**STATED PROBLEM**
All lines in the records below from the line with "Write the Bootstrap" through the line with "60px; background: #f0f0f0;" are to be given again exactly, both ends included; the pictures are to be left out.

□ □ □ □

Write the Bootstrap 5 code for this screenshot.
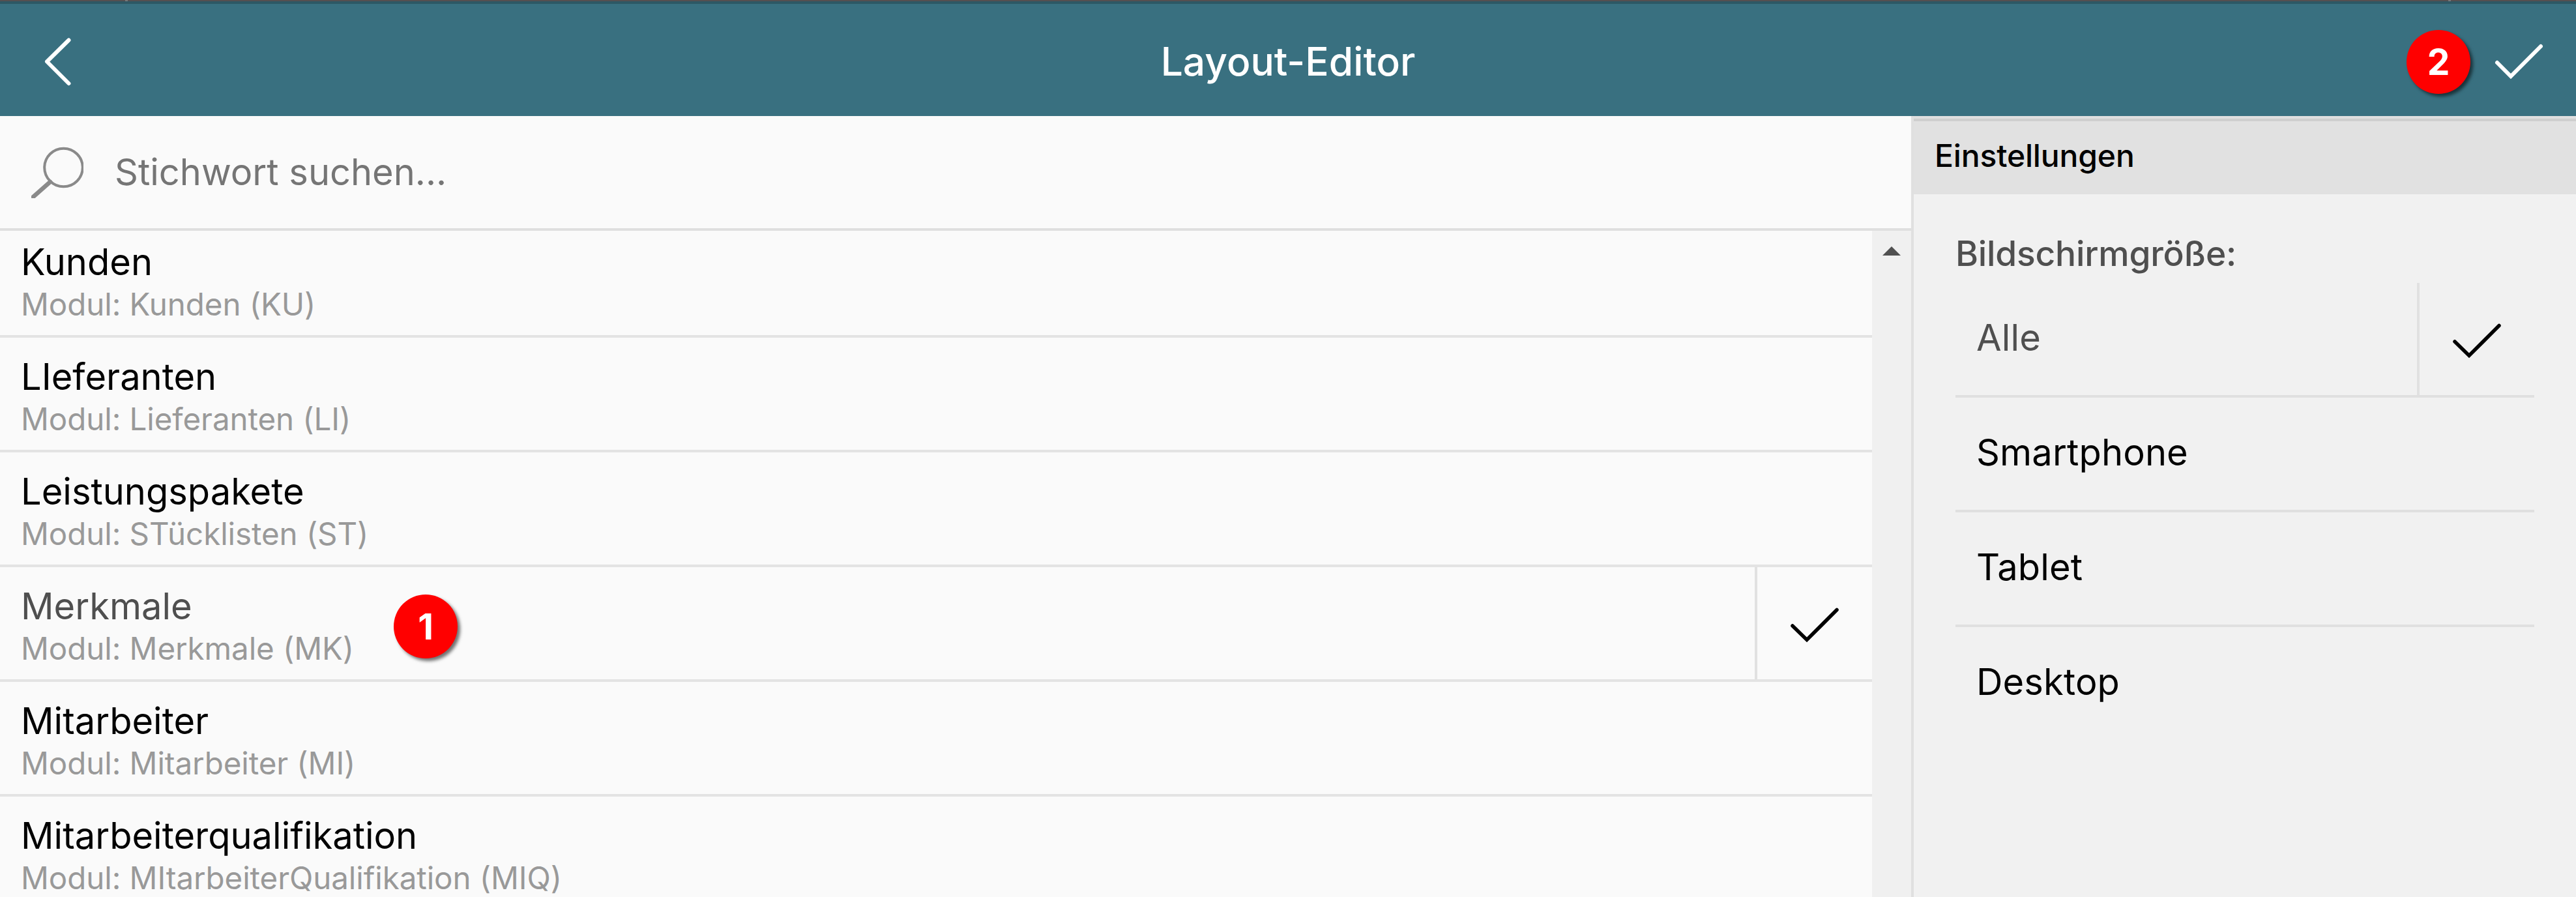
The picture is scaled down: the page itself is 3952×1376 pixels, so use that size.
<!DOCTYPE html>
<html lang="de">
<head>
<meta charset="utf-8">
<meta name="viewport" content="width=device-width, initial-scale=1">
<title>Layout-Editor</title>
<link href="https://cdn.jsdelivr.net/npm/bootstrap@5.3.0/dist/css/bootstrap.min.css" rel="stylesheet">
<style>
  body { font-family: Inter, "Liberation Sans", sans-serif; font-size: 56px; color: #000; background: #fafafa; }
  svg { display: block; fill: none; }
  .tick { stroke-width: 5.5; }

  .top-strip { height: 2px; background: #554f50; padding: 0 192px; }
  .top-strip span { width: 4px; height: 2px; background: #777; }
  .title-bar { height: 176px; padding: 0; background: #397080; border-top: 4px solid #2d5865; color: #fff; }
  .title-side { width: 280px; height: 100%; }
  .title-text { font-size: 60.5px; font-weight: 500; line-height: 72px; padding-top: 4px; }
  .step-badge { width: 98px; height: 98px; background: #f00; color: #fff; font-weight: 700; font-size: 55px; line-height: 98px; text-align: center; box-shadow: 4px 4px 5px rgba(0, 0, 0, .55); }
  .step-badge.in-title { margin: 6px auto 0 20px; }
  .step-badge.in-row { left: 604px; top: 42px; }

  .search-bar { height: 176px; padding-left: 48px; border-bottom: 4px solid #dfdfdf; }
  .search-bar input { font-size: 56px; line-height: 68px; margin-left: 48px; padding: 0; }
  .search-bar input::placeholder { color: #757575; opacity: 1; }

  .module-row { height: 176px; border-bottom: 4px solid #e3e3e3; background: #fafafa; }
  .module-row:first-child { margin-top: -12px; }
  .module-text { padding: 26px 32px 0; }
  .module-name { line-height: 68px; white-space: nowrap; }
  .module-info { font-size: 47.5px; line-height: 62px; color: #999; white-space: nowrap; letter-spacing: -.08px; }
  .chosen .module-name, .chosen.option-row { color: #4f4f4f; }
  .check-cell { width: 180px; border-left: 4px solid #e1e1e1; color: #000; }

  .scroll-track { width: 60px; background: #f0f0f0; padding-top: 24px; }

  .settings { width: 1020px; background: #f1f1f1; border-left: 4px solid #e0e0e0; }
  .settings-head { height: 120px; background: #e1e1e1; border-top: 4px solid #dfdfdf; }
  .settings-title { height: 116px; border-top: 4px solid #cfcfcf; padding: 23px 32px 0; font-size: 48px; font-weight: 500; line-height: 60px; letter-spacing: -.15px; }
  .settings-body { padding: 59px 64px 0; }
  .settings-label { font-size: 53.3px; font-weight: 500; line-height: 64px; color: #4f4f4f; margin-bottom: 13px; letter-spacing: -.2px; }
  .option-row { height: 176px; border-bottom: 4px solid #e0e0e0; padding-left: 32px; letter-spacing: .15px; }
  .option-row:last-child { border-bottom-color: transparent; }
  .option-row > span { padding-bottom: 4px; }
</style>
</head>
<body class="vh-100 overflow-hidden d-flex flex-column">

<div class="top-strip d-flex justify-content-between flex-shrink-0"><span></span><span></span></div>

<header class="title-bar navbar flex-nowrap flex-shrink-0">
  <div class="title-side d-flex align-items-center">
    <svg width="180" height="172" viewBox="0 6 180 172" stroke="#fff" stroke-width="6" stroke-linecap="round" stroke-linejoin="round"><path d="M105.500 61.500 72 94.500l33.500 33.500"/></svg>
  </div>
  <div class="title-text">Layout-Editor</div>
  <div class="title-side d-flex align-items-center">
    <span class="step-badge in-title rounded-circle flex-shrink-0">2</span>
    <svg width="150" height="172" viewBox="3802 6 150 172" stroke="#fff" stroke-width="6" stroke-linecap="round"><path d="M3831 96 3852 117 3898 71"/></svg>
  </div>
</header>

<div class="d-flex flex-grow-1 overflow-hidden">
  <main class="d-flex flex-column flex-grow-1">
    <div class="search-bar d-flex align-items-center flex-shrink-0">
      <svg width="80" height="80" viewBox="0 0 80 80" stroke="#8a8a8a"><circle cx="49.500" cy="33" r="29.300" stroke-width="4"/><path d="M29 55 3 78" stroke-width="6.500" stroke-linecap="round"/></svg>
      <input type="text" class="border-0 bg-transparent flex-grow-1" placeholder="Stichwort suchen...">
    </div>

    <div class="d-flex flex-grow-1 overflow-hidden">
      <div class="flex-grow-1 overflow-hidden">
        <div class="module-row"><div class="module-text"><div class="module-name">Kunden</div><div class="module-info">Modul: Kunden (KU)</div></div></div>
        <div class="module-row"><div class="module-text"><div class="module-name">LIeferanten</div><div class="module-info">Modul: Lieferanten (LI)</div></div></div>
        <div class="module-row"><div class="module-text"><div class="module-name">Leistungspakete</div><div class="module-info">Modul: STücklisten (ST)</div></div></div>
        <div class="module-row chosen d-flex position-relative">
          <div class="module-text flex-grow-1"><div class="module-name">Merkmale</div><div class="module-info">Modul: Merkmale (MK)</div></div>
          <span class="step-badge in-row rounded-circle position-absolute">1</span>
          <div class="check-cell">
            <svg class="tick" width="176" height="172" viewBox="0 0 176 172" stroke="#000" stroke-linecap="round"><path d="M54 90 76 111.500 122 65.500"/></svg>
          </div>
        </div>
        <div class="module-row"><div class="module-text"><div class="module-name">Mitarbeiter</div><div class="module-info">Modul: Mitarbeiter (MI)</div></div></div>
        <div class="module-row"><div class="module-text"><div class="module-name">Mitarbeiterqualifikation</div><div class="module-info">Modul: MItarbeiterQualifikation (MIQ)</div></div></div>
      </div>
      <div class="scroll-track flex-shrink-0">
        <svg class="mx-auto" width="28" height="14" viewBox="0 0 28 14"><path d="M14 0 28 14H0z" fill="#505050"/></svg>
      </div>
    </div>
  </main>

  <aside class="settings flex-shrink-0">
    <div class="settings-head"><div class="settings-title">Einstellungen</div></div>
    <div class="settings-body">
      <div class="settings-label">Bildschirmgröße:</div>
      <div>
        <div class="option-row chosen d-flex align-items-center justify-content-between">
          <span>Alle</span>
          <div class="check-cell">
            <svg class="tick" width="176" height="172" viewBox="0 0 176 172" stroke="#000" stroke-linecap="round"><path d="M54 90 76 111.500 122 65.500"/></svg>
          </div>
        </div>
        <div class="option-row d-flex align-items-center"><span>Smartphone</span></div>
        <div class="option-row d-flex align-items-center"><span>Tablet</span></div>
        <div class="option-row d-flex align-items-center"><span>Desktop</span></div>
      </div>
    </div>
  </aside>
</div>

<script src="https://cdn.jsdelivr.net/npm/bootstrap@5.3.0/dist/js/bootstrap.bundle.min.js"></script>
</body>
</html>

□ □ □ □

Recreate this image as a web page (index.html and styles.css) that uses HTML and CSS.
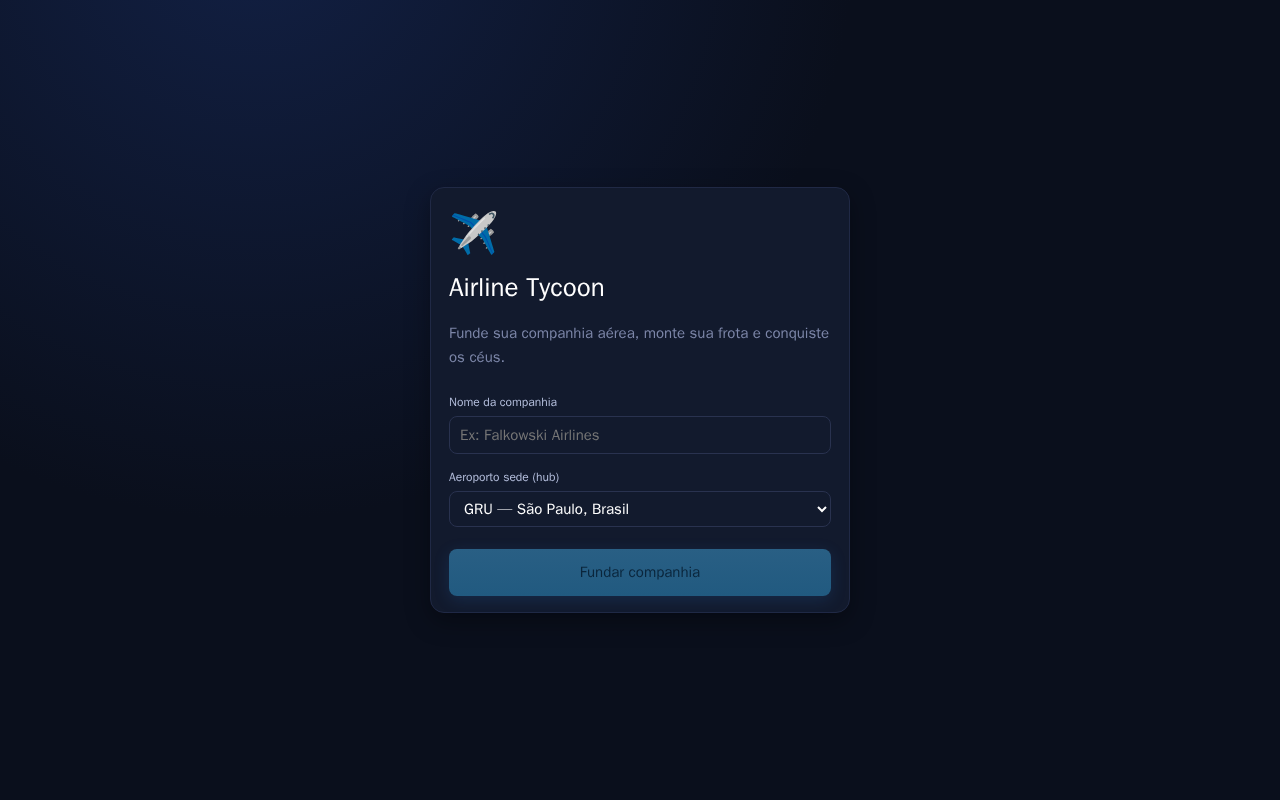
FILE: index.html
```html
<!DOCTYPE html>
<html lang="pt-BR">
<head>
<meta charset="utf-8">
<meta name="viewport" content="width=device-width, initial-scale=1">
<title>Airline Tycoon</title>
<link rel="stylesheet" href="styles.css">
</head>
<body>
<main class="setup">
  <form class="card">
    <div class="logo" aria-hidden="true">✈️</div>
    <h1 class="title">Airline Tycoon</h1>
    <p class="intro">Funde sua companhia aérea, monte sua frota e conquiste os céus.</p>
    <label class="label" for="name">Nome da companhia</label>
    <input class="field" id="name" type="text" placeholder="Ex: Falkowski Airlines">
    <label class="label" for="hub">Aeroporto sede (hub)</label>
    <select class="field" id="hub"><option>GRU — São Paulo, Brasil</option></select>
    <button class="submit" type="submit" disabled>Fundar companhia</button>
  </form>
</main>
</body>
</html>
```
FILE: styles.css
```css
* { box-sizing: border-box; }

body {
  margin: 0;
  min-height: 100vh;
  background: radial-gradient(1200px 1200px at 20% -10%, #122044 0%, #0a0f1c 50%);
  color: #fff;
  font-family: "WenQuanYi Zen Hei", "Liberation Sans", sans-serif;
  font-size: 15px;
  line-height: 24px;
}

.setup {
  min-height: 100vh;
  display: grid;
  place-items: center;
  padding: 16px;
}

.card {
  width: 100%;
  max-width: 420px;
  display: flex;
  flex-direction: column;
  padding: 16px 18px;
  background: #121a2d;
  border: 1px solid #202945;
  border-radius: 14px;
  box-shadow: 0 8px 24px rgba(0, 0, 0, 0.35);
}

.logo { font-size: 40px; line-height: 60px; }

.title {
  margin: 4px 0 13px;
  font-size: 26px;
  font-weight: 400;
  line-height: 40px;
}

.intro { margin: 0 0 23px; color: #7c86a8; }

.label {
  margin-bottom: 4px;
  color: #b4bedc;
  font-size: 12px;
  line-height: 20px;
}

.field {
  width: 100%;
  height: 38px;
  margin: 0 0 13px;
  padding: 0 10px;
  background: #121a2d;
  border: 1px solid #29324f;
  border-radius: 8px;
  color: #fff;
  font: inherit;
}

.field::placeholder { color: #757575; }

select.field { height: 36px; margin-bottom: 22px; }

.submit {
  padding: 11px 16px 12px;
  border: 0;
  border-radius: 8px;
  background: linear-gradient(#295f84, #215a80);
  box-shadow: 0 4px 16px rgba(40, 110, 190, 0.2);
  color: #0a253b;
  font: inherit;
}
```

□ □ □ □

**THE OUTPUT**
Write the Bootstrap 5 code for this screenshot.
The picture is scaled down: the page itself is 3952×1376 pixels, so use that size.
<!DOCTYPE html>
<html lang="de">
<head>
<meta charset="utf-8">
<meta name="viewport" content="width=device-width, initial-scale=1">
<title>Layout-Editor</title>
<link href="https://cdn.jsdelivr.net/npm/bootstrap@5.3.0/dist/css/bootstrap.min.css" rel="stylesheet">
<style>
  body { font-family: Inter, "Liberation Sans", sans-serif; font-size: 56px; color: #000; background: #fafafa; }
  svg { display: block; fill: none; }
  .tick { stroke-width: 5.5; }

  .top-strip { height: 2px; background: #554f50; padding: 0 192px; }
  .top-strip span { width: 4px; height: 2px; background: #777; }
  .title-bar { height: 176px; padding: 0; background: #397080; border-top: 4px solid #2d5865; color: #fff; }
  .title-side { width: 280px; height: 100%; }
  .title-text { font-size: 60.5px; font-weight: 500; line-height: 72px; padding-top: 4px; }
  .step-badge { width: 98px; height: 98px; background: #f00; color: #fff; font-weight: 700; font-size: 55px; line-height: 98px; text-align: center; box-shadow: 4px 4px 5px rgba(0, 0, 0, .55); }
  .step-badge.in-title { margin: 6px auto 0 20px; }
  .step-badge.in-row { left: 604px; top: 42px; }

  .search-bar { height: 176px; padding-left: 48px; border-bottom: 4px solid #dfdfdf; }
  .search-bar input { font-size: 56px; line-height: 68px; margin-left: 48px; padding: 0; }
  .search-bar input::placeholder { color: #757575; opacity: 1; }

  .module-row { height: 176px; border-bottom: 4px solid #e3e3e3; background: #fafafa; }
  .module-row:first-child { margin-top: -12px; }
  .module-text { padding: 26px 32px 0; }
  .module-name { line-height: 68px; white-space: nowrap; }
  .module-info { font-size: 47.5px; line-height: 62px; color: #999; white-space: nowrap; letter-spacing: -.08px; }
  .chosen .module-name, .chosen.option-row { color: #4f4f4f; }
  .check-cell { width: 180px; border-left: 4px solid #e1e1e1; color: #000; }

  .scroll-track { width: 60px; background: #f0f0f0; padding-top: 24px; }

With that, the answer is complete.